Real-World Data (UCR & WSD):
- Ranking Consistency: In case studies, existing metrics produced counterintuitive rankings (e.g., ranking a model with missed events higher than one with full coverage due to point-bias). DQE produced rankings that aligned with human intuition and visual inspection.
- Interpretability: DQE provided component-level breakdowns, allowing researchers to understand why a model scored well or poorly (e.g., good capture but high false alarm burden).
Robustness: DQE demonstrated balanced robustness against lag shifts, noise perturbations, and varying anomaly ratios, outperforming most baselines when false alarm penalties were considered.

5. Significance

The DQE metric addresses a critical gap in the TSAD community by shifting the evaluation paradigm from point-level counting to semantic-aware event assessment.

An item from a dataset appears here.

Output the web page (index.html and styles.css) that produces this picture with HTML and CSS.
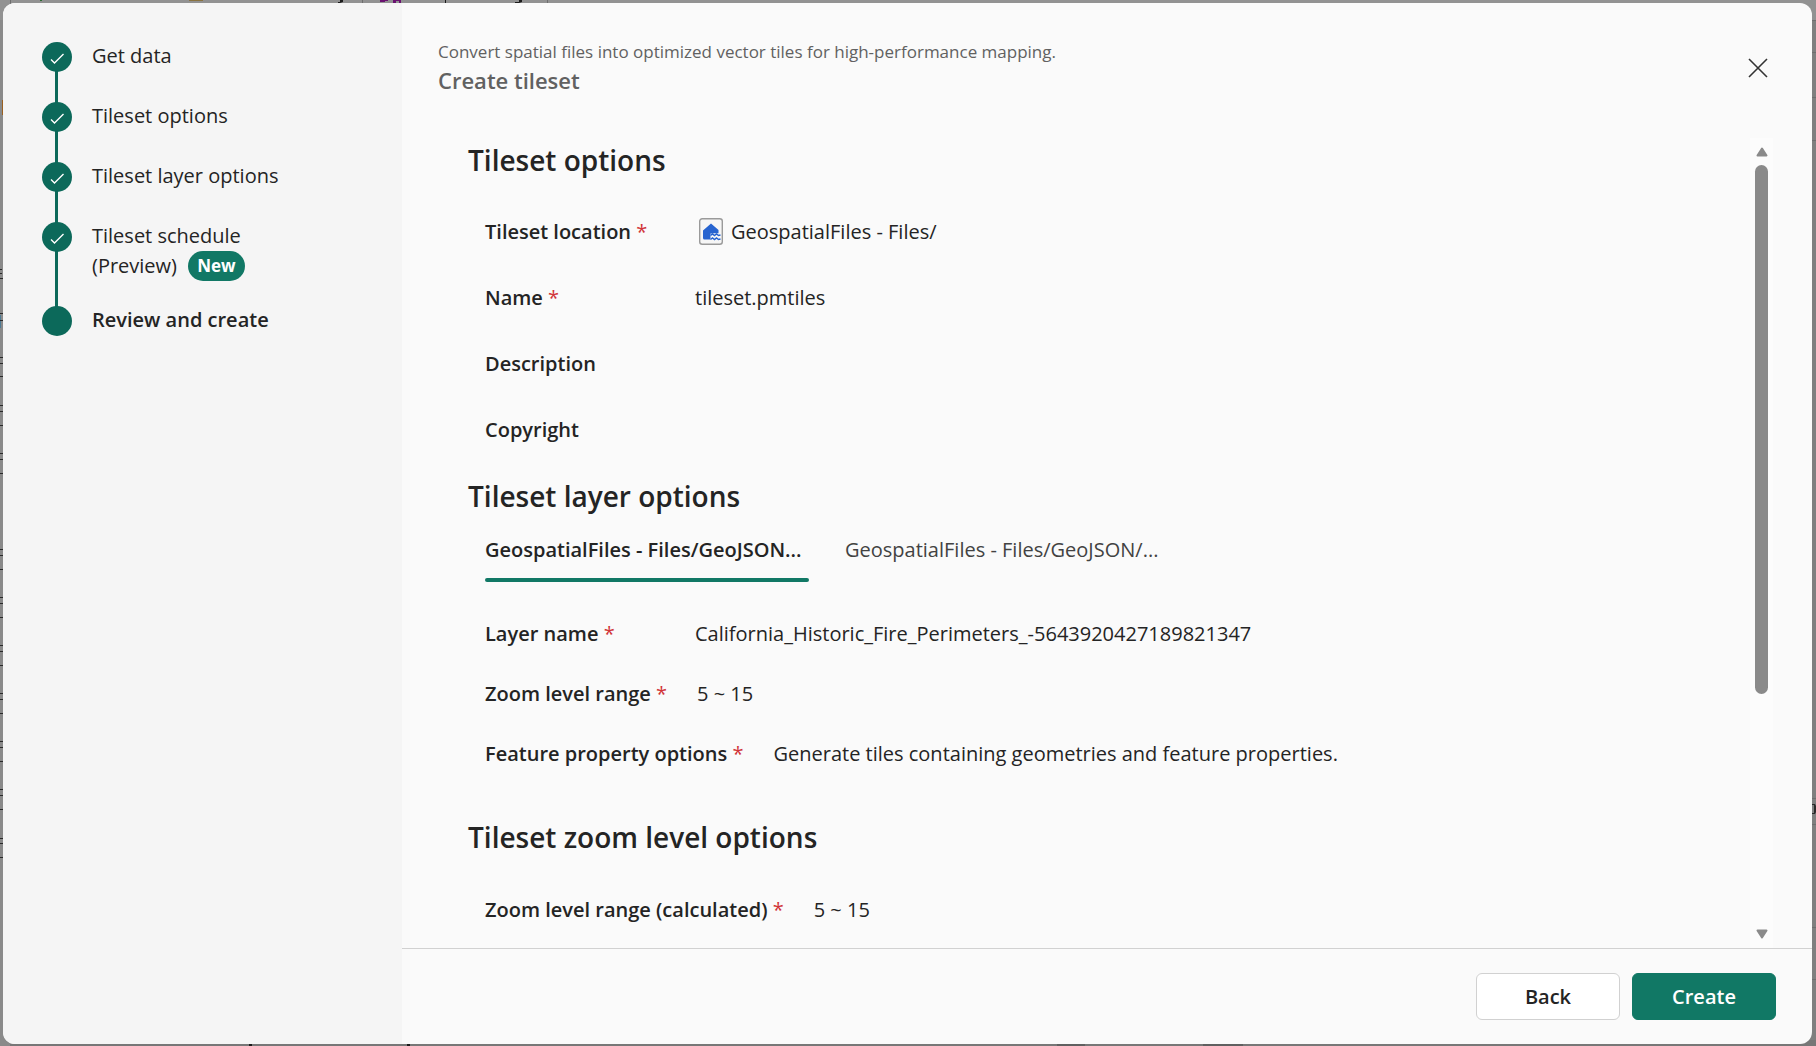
FILE: index.html
```html
<!DOCTYPE html>
<html lang="en">
<head>
<meta charset="utf-8">
<title>Create tileset</title>
<link rel="stylesheet" href="styles.css">
</head>
<body>

<!-- dimmed page behind the dialog -->
<svg class="backdrop" aria-hidden="true">
  <path fill="#929292" d="M0 0h1816v20H0z"/>
  <path fill="#8a8a8a" d="M0 20h10v1026H0z"/>
  <path fill="#777" d="M10 1040h1806v6H10z"/>
  <path fill="#6e6e6e" d="M10 0h1v20h-1zM362 0h1v3h-1zM547 0h1v3h-1zM1812 20h4v1h-4zM1812 52h4v1h-4zM1812 97h4v1h-4zM1812 140h4v1h-4zM1812 798h4v1h-4zM1812 824h4v1h-4zM1812 927h4v1h-4zM1812 979h4v1h-4z"/>
  <path fill="#606060" d="M1057 1044h28v2h-28zM1203 1044h40v2h-40z"/>
  <path fill="#1c1c1c" d="M340 0h3v2l-3 1h-2v-1h2zM445 0h1v3h-1zM519 0h3v2l-3 1h-4v-1h4zM249 1044h3v2h-3zM407 1044h3v2h-3z"/>
  <path fill="#6a1270" d="M380 0h8v1h-3v1h-5zM393 0h8v3h-2v-2h-3v2h-3z"/>
  <path fill="#8a7340" d="M189 0h14v1h-14z"/>
  <path fill="#2d6a33" d="M40 0h2v1h-2z"/>
  <path fill="#9a6020" d="M2 100h1v15h-1z"/>
  <path fill="#4c7a94" d="M0 315h1v13h-1z"/>
  <g fill="#2a2a2a">
    <path d="M0 269h2v1h-2zM0 273h2v1h-2zM0 278h3v1h-3z"/>
    <path d="M0 313h3v1h-3zM0 320h3v1h-3z"/>
    <path d="M0 357h3v1h-3zM0 363h3v1h-3zM0 376h3v1h-3z"/>
    <path d="M0 405h3v1h-3zM0 411h3v1h-3zM0 425h3v1h-3z"/>
    <path d="M0 453h3v1h-3zM0 459h3v1h-3zM0 473h3v1h-3z"/>
    <path d="M0 549h3v1h-3zM0 555h3v1h-3zM0 569h3v1h-3z"/>
    <path d="M0 597h3v1h-3zM0 603h3v1h-3zM0 617h3v1h-3z"/>
    <path d="M0 645h3v1h-3zM0 651h3v1h-3zM0 665h3v1h-3z"/>
    <path d="M0 693h3v1h-3zM0 699h3v1h-3zM0 713h3v1h-3z"/>
    <path d="M0 741h3v1h-3zM0 747h3v1h-3zM0 761h3v1h-3z"/>
    <path d="M0 789h3v1h-3zM0 795h3v1h-3zM0 809h3v1h-3z"/>
    <path d="M0 838h3v1h-3zM0 843h3v1h-3zM0 857h3v1h-3z"/>
    <path d="M1812 804h3l1 2v6l-1 2h-3v-1h2v-8h-2z"/>
  </g>
</svg>

<div class="dialog" role="dialog" aria-labelledby="title">
  <ol class="steps">
    <li class="step">
      <svg class="dot" viewBox="0 0 30 30"><circle cx="15" cy="15" r="15"/><path d="M9 17.5l3.500 3.500 9-9"/></svg>
      <span>Get data</span>
    </li>
    <li class="step">
      <svg class="dot" viewBox="0 0 30 30"><circle cx="15" cy="15" r="15"/><path d="M9 17.5l3.500 3.500 9-9"/></svg>
      <span>Tileset options</span>
    </li>
    <li class="step">
      <svg class="dot" viewBox="0 0 30 30"><circle cx="15" cy="15" r="15"/><path d="M9 17.5l3.500 3.500 9-9"/></svg>
      <span>Tileset layer options</span>
    </li>
    <li class="step">
      <svg class="dot" viewBox="0 0 30 30"><circle cx="15" cy="15" r="15"/><path d="M9 17.5l3.500 3.500 9-9"/></svg>
      <span>Tileset schedule<br>(Preview) <b class="badge">New</b></span>
    </li>
    <li class="step current" aria-current="step">
      <svg class="dot" viewBox="0 0 30 30"><circle cx="15" cy="15" r="15"/></svg>
      <span>Review and create</span>
    </li>
  </ol>

  <div class="main">
    <div class="header">
      <div>
        <p class="subtitle">Convert spatial files into optimized vector tiles for high-performance mapping.</p>
        <h1 id="title">Create tileset</h1>
      </div>
      <button class="close" aria-label="Close">
        <svg width="20" height="20" viewBox="0 0 20 20"><path d="M1 1l18 18M19 1l-18 18"/></svg>
      </button>
    </div>

    <div class="body">
      <div class="review">
        <h2>Tileset options</h2>
        <dl class="fields roomy">
          <div class="field">
            <dt>Tileset location <i>*</i></dt>
            <dd>
              <svg class="lakehouse" width="32" height="28" viewBox="0 0 32 28">
                <rect x="4.700" y="0.700" width="22.600" height="25.600" rx="2.500" fill="#f6f6f6" stroke="#9a9a9a" stroke-width="1.400"/>
                <path d="M16 5.500l7.500 6.500v3.500h-5l-2 6h-7q-1.500 0-1.500-1.500v-7.500z" fill="#2764d0"/>
                <path d="M15.500 15.500h10v7h-10z" fill="#f6f6f6"/>
                <path d="M15.500 17.500l2-1.500 2 1.500 2-1.500 2 1.500 2-.5M15.500 21.500l2-1.500 2 1.500 2-1.500 2 1.500 2-.5" fill="none" stroke="#2764d0" stroke-width="1.500"/>
              </svg>
              GeospatialFiles - Files/
            </dd>
          </div>
          <div class="field"><dt>Name <i>*</i></dt><dd>tileset.pmtiles</dd></div>
          <div class="field"><dt>Description</dt><dd></dd></div>
          <div class="field"><dt>Copyright</dt><dd></dd></div>
        </dl>

        <h2 class="layer-title">Tileset layer options</h2>
        <div class="tabs" role="tablist">
          <button class="tab selected" role="tab" aria-selected="true">GeospatialFiles - Files/GeoJSON...</button>
          <button class="tab" role="tab" aria-selected="false">GeospatialFiles - Files/GeoJSON/...</button>
        </div>
        <dl class="fields">
          <div class="field"><dt>Layer name <i>*</i></dt><dd>California_Historic_Fire_Perimeters_-5643920427189821347</dd></div>
          <div class="field"><dt>Zoom level range <i>*</i></dt><dd>5 ~ 15</dd></div>
          <div class="field"><dt>Feature property options <i>*</i></dt><dd>Generate tiles containing geometries and feature properties.</dd></div>
        </dl>

        <h2 class="zoom-title">Tileset zoom level options</h2>
        <dl class="fields">
          <div class="field"><dt>Zoom level range (calculated) <i>*</i></dt><dd>5 ~ 15</dd></div>
        </dl>
      </div>

      <div class="scrollbar" aria-hidden="true">
        <svg width="12" height="10" viewBox="0 0 12 10"><path d="M6 1.500L10.500 8.500h-9z"/></svg>
        <div class="track"><div class="thumb"></div></div>
        <svg width="12" height="10" viewBox="0 0 12 10"><path d="M6 8.500L10.500 1.500h-9z"/></svg>
      </div>
    </div>

    <div class="footer">
      <button class="btn">Back</button>
      <button class="btn primary">Create</button>
    </div>
  </div>
</div>

</body>
</html>
```
FILE: styles.css
```css
* {
  box-sizing: border-box;
}

body {
  margin: 0;
  height: 100vh;
  padding: 3px 4px 2px 3px;
  background: #7f7f7f;
  color: #242424;
  font: 20px/30px "Open Sans", "Noto Sans", sans-serif;
  overflow: hidden;
}

h1, h2, p, dl, dd, ol {
  margin: 0;
  padding: 0;
}

button {
  font: inherit;
  color: inherit;
  border: 0;
  background: none;
  padding: 0;
}

.backdrop {
  position: absolute;
  left: 0;
  top: 0;
  width: 100%;
  height: 100%;
}

.dialog {
  position: relative;
  display: flex;
  height: 100%;
  border-radius: 12px;
  background: #fafafa;
  overflow: hidden;
}

/* wizard steps */
.steps {
  flex: 0 0 399px;
  padding: 39px;
  background: #f5f5f5;
  list-style: none;
}

.step {
  position: relative;
  display: flex;
  gap: 20px;
  padding-bottom: 30px;
}

.step:nth-child(4) {
  padding-bottom: 25px;
}

.step span {
  margin-top: -1px;
}

.step:not(:last-child)::before {
  content: "";
  position: absolute;
  left: 13px;
  top: 15px;
  width: 3px;
  height: 100%;
  background: #0c695a;
}

.dot {
  position: relative;
  width: 30px;
  height: 30px;
  fill: #0c695a;
}

.dot path {
  fill: none;
  stroke: #fff;
  stroke-width: 1.4;
}

.current, dt, h1, h2, .btn, .selected {
  font-weight: 600;
}

.badge {
  display: inline-block;
  margin-left: 6px;
  padding: 0 9px;
  border-radius: 15px;
  background: #117865;
  color: #fff;
  font-size: 17px;
  line-height: 30px;
  vertical-align: top;
}

/* right side */
.main {
  flex: 1;
  min-width: 0;
  display: flex;
  flex-direction: column;
}

.header {
  display: flex;
  justify-content: space-between;
  align-items: flex-start;
  height: 135px;
  padding: 35px 44px 0 36px;
  color: #616161;
}

.subtitle {
  font-size: 17px;
  line-height: 27px;
}

h1 {
  font-size: 22px;
  line-height: 30px;
}

.close {
  margin-top: 20px;
}

.close svg {
  display: block;
  stroke: #333;
  stroke-width: 1.6;
}

.body {
  flex: 1;
  min-height: 0;
  display: flex;
  padding-right: 39px;
}

.review {
  flex: 1;
  padding: 1px 0 0 66px;
  overflow: hidden;
}

h2 {
  font-size: 28px;
  line-height: 42px;
}

.fields {
  padding: 22px 0 0 17px;
}

.field {
  display: flex;
  gap: 30px;
  padding: 15px 0;
}

.roomy {
  padding-top: 18px;
}

.roomy .field {
  padding: 18px 0;
}

dt {
  min-width: 180px;
}

dt i {
  color: #d13438;
  font-style: normal;
  font-weight: 400;
}

dd {
  display: flex;
  align-items: center;
  gap: 4px;
}

.layer-title {
  margin-top: 12px;
}

.zoom-title {
  margin-top: 32px;
}

.tabs {
  display: flex;
  gap: 36px;
  padding: 5px 0 0 17px;
}

.tab {
  position: relative;
  min-width: 324px;
  height: 60px;
  padding-bottom: 4px;
  color: #424242;
  text-align: left;
}

.tab.selected {
  color: #242424;
}

.tab.selected::after {
  content: "";
  position: absolute;
  left: 0;
  right: 0;
  bottom: 0;
  height: 4px;
  border-radius: 2px;
  background: #117865;
}

.scrollbar {
  flex: 0 0 23px;
  display: flex;
  flex-direction: column;
  align-items: center;
  gap: 8px;
  padding: 9px 0;
  background: #fcfcfc;
}

.scrollbar path {
  fill: #8a8a8a;
  stroke: #8a8a8a;
  stroke-width: 2;
  stroke-linejoin: round;
}

.track {
  flex: 1;
  width: 13px;
}

.thumb {
  height: 70%;
  border-radius: 7px;
  background: #8a8a8a;
}

.footer {
  display: flex;
  justify-content: flex-end;
  gap: 12px;
  padding: 24px 36px;
  border-top: 1px solid #d1d1d1;
}

.btn {
  width: 144px;
  height: 47px;
  border: 1px solid #d1d1d1;
  border-radius: 6px;
  background: #fff;
}

.btn.primary {
  border-color: #117865;
  background: #117865;
  color: #fff;
}
```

Reliability: It prevents researchers from optimizing for "point coverage" at the expense of missing entire anomaly events.
Trustworthiness: By penalizing false alarms and randomness, it ensures that high scores reflect genuine detection capability rather than noise.
Guidance: It provides interpretable feedback (capture vs. near-miss vs. false alarm), guiding model development toward more practical, real-world utility.
Standardization: The threshold-free approach offers a fairer comparison framework, reducing the "cherry-picking" of thresholds to maximize scores.

The authors conclude that DQE offers a more comprehensive, discriminative, and reliable foundation for evaluating time series anomaly detection models, with future work planned to generalize the definition of the "near-miss" region across different application domains.